The municipality of Drammen in Norway has since 2011 used seawater to provide district heat for the town. Three large heat pumps totalling 13.5 MW extract heat form a nearby fjord, which has a seawater temperature of about eight degrees at a depth of 18 metres all year round. The heat pumps can deliver a temperature of up to 90 °C. The heat pumps annually provide 67 GWh of heating, covering the needs of around 6,000 homes and currently 63% of the municipality’s district heating needs. A few years back, when the heat demand was lower, the heat pumps covered up to 85%.
The climate impact depends on the emissions associated with the electricity used by the heat pumps and the heat generation replaced. The heat pumps in Drammen have replaced a mixture of fuel oil, biomass and electric boilers and reduced emissions by around 8 ktCO2.
If all the Nordic municipalities with a district heating network next to the sea installed a similar system and produced 67 GWh of heat – or in the case of smaller networks, up to 63% of their heat – from sea water, it could replace 7 TWh of fossil heat production and reduce emissions by 1.4 MtCO2.
Costs and savings
The costs of seawater heat utilisation come from the pipeline into the sea to reach water of a stable temperature, the heat pump plant, electricity used by the pumps and a possible extension to the district heat network or fortification of the grid. As heat pumps often do not fully replace a heat or cogeneration plant in the district heating network, we compare the heat pump cost to the variable cost of thermal plants. We estimate the weighted average abatement cost in the Nordics to be –19 €/tCO2. The cost varies between the Nordic countries as a result of the differing taxes applied to heat pump electricity. In Drammen, the heat pumps have already recovered the investment.
Replacing fuel combustion with heat pumps cuts air pollution.
It also reduces the need to import fossil fuels and increases energy security. Heat pumps can be used to provide flexibility to the energy system – instead of ramping up a fossil power plant, the heat pumps can be switched off during a power demand peak.
- To operate a seawater heat pump during winter, it needs access to water that is well above zero degrees. If the sea is not sufficiently deep near the shore, the piping needed can become long and expensive.
- The heat source needs to be located close to the heat users so that the investment in the extended pipe infrastructure and heat losses do not become too large, and there needs to be space available for the facility.
- The facility also requires a significant amount of electricity, so the electricity grid in the desired location must be strong enough or it must be fortified, which adds costs.
- The initial investment for the heat pump facility is often large, and therefore the heat pumps require a sufficient number of load hours to keep the price of the heat down.
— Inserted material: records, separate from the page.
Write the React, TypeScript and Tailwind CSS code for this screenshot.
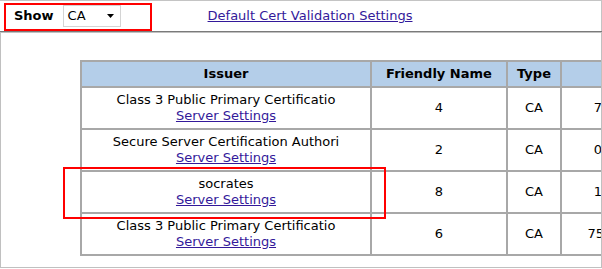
import React from "react";

const rows = [
  { issuer: "Class 3 Public Primary Certificatio", fn: "4", type: "CA", extra: "70 21 35 66" },
  { issuer: "Secure Server Certification Authori", fn: "2", type: "CA", extra: "04 63 55 18" },
  { issuer: "socrates", fn: "8", type: "CA", extra: "15 86 02 47" },
  { issuer: "Class 3 Public Primary Certificatio", fn: "6", type: "CA", extra: "75 09 61 33 8" },
];

export default function App() {
  return (
    <div className="relative w-[602px] h-[269px] bg-white overflow-hidden font-['DejaVu_Sans',Verdana,sans-serif] text-[13px] leading-[16px] text-black">
      <div className="flex items-center h-[31px] border-t border-r border-[#c4c4c4]">
        <span className="ml-[14px] font-bold">Show</span>
        <div className="ml-[9px] w-[58px] h-[22px] border border-[#d4d4d4] bg-white flex items-center justify-between pl-[4px] pr-[3px]">
          <span>CA</span>
          <svg width="8" height="5" viewBox="0 0 8 5" className="mr-[2px]">
            <polygon points="0,0 7,0 3.5,4" fill="#000" />
          </svg>
        </div>
        <a href="#" className="ml-[87px] underline text-[#33199a]">
          Default Cert Validation Settings
        </a>
      </div>
      <div className="h-px bg-[#7a7a7a]" />
      <div className="h-[236px] border-t border-l border-r border-b border-[#c0c0c0] overflow-hidden pt-[27px] pl-[79px]">
        <table className="table-fixed border-separate border-spacing-0 border border-[#a8a8a8] w-[626px]">
          <thead>
            <tr className="bg-[#b4cee9]">
              <th className="w-[290px] border border-[#a8a8a8] py-[4px] font-bold text-center">Issuer</th>
              <th className="w-[136px] border border-[#a8a8a8] py-[4px] font-bold text-center">Friendly Name</th>
              <th className="w-[54px] border border-[#a8a8a8] py-[4px] font-bold text-center">Type</th>
              <th className="w-[144px] border border-[#a8a8a8] py-[4px] font-bold text-center">Serial</th>
            </tr>
          </thead>
          <tbody>
            {rows.map((r, i) => (
              <tr key={i}>
                <td className="border border-[#a8a8a8] py-[4px] text-center whitespace-nowrap overflow-hidden">
                  <div>{r.issuer}</div>
                  <a href="#" className="underline text-[#33199a]">Server Settings</a>
                </td>
                <td className="border border-[#a8a8a8] py-[4px] text-center">{r.fn}</td>
                <td className="border border-[#a8a8a8] py-[4px] text-center">{r.type}</td>
                <td className="border border-[#a8a8a8] py-[4px] text-center whitespace-nowrap">{r.extra}</td>
              </tr>
            ))}
          </tbody>
        </table>
      </div>
      <div className="absolute left-[4px] top-[3px] w-[148px] h-[28px] border-2 border-[#ff0000]" />
      <div className="absolute left-[63px] top-[167px] w-[323px] h-[52px] border-2 border-[#ff0000]" />
    </div>
  );
}
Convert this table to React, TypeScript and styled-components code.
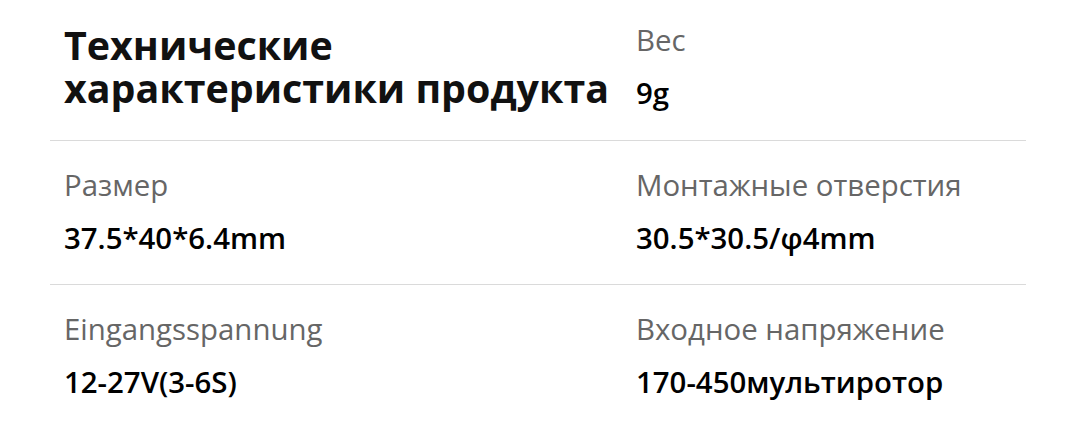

In some networks this may be restricted by the existing heat production system.
- The required district heating water temperature in winter may be higher than can be provided by heat pumps and the heat requires priming. If this cannot be done with existing facilities, it can become expensive.
- The price of the main input, electricity, can limit the profitability of the investment.
- Seawater is free and, when deep enough, a stable source of heat.
- Seashore with sufficient depth close to the network keeps the piping costs low.
- Enough use hours, relatively inexpensive electricity and high fossil fuel taxes make heat pumps profitable.
- Low network temperature allows the heat to be used without priming.